In 2004, Conley implemented a sweeping set of reforms to the way eyewitness evidence was gathered and used after empaneling a blue-ribbon panel of experts including the leading academic expert on eyewitness identification and prominent members of the defense bar. Professor Gary Wells said the procedural improvements represented “the gold standard” and Barry Scheck of the Innocence Project said they put Boston and Suffolk County “at the forefront of the country.”

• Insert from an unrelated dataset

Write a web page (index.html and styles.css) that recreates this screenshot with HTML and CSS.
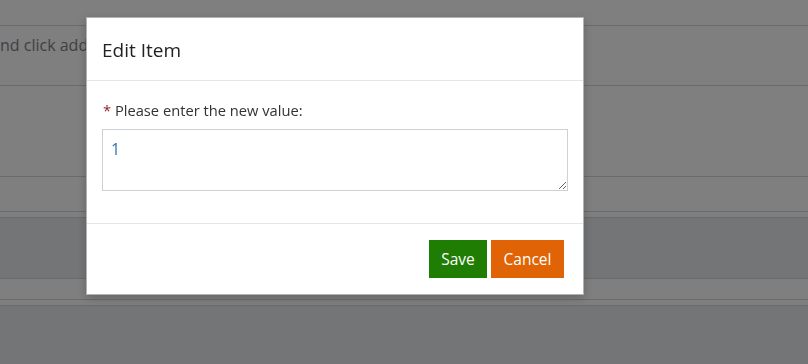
FILE: index.html
```html
<!DOCTYPE html>
<html lang="en">
<head>
<meta charset="utf-8">
<title>Edit Item</title>
<link rel="stylesheet" href="styles.css">
</head>
<body>
<div class="page">
  <div class="row r1"></div>
  <div class="row r2"><span class="hint">nd click add</span></div>
  <div class="row r3"></div>
  <div class="row r4"></div>
  <div class="row r5"></div>
  <div class="row band"></div>
  <div class="row r7"></div>
  <div class="row r8"></div>
  <div class="rest"></div>
</div>
<div class="overlay"></div>
<div class="modal">
  <div class="modal-header">
    <h4 class="modal-title">Edit Item</h4>
  </div>
  <div class="modal-body">
    <label class="field-label" for="val"><span class="req">*</span> Please enter the new value:</label>
    <textarea id="val" class="field">1</textarea>
  </div>
  <div class="modal-footer">
    <button class="btn btn-save">Save</button>
    <button class="btn btn-cancel">Cancel</button>
  </div>
</div>
</body>
</html>
```
FILE: styles.css
```css
html, body {
  margin: 0;
  padding: 0;
  height: 100%;
  overflow: hidden;
  font-family: "Open Sans", "Noto Sans", "Liberation Sans", sans-serif;
}
.page {
  display: flex;
  flex-direction: column;
  height: 100%;
  background: #ffffff;
}
.row {
  border-bottom: 1px solid #d6d6d6;
  flex: none;
}
.r1 { height: 25px; }
.r2 {
  height: 60px;
  box-sizing: border-box;
  padding-top: 8px;
}
.hint {
  font-size: 16px;
  line-height: 22px;
  color: #7b828c;
}
.r3 { height: 90px; }
.r4 { height: 34px; }
.r5 { height: 5px; }
.band { height: 60px; background: #e8eaee; }
.r7 { height: 20px; }
.r8 { height: 5px; }
.rest { flex: 1; background: #e8eaee; }
.overlay {
  position: fixed;
  inset: 0;
  background: rgba(0, 0, 0, 0.5);
}
.modal {
  position: absolute;
  left: 86px;
  top: 17px;
  width: 496px;
  background: #fff;
  border: 1px solid rgba(0, 0, 0, 0.3);
  box-shadow: 0 3px 9px rgba(0, 0, 0, 0.2);
}
.modal-header {
  height: 63px;
  box-sizing: border-box;
  padding: 0 15px;
  display: flex;
  align-items: center;
  border-bottom: 1px solid #e5e5e5;
}
.modal-title {
  margin: 0;
  font-size: 19px;
  font-weight: 400;
  color: #222;
  padding-top: 1px;
}
.modal-body {
  padding: 19px 15px 32px 15px;
  display: flex;
  flex-direction: column;
  gap: 9px;
}
.field-label {
  font-size: 14.7px;
  color: #333;
  padding-left: 1px;
  line-height: 20px;
}
.req { color: #8b1e1e; }
.field {
  box-sizing: border-box;
  width: 466px;
  height: 62px;
  border: 1px solid #cdd1d6;
  border-radius: 0;
  padding: 8px 8px;
  font-family: inherit;
  font-size: 16px;
  color: #2f72b0;
  resize: vertical;
  outline: none;
}
.modal-footer {
  border-top: 1px solid #e5e5e5;
  padding: 16px 19px 16px 15px;
  display: flex;
  justify-content: flex-end;
  gap: 4px;
}
.btn {
  height: 38px;
  border: none;
  color: #fff;
  font-family: inherit;
  font-size: 15.5px;
  padding: 0;
  cursor: pointer;
}
.btn-save { background: #1e7d02; width: 58px; }
.btn-cancel { background: #e06405; width: 73px; }
```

Conley said that he had additional concerns given the use of hypnosis to enhance witnesses’ recollections – a practice largely discredited in the modern age – and that prosecutors could not refute a second prong of Clay’s motion, which alleged that his trial and appellate attorney was ineffective for failing to challenge one of the identifications more aggressively or pursue a plausible third-party culprit defense that might have bolstered his defense of mistaken identity.

The re-investigation by Conley’s Conviction Integrity Program brought senior prosecutors from various disciplines together to scrutinize the evidence introduced at trial, evaluate the results of modern forensic testing and other evidence gathered during the post-conviction proceedings, and direct detectives assigned to the Boston Police Homicide Unit’s Cold Case Squad to re-interview witnesses. As a matter of practice to prevent cognitive biases from affecting the result, no prosecutor or detective involved in the underlying case takes part in the Conviction Integrity Program’s re-investigation.

“As a prosecutor, my duty is to justice, not a conviction,” Conley said. “Given what we know today, that duty was best fulfilled by affirmatively ending any further proceedings against Mr. Clay.”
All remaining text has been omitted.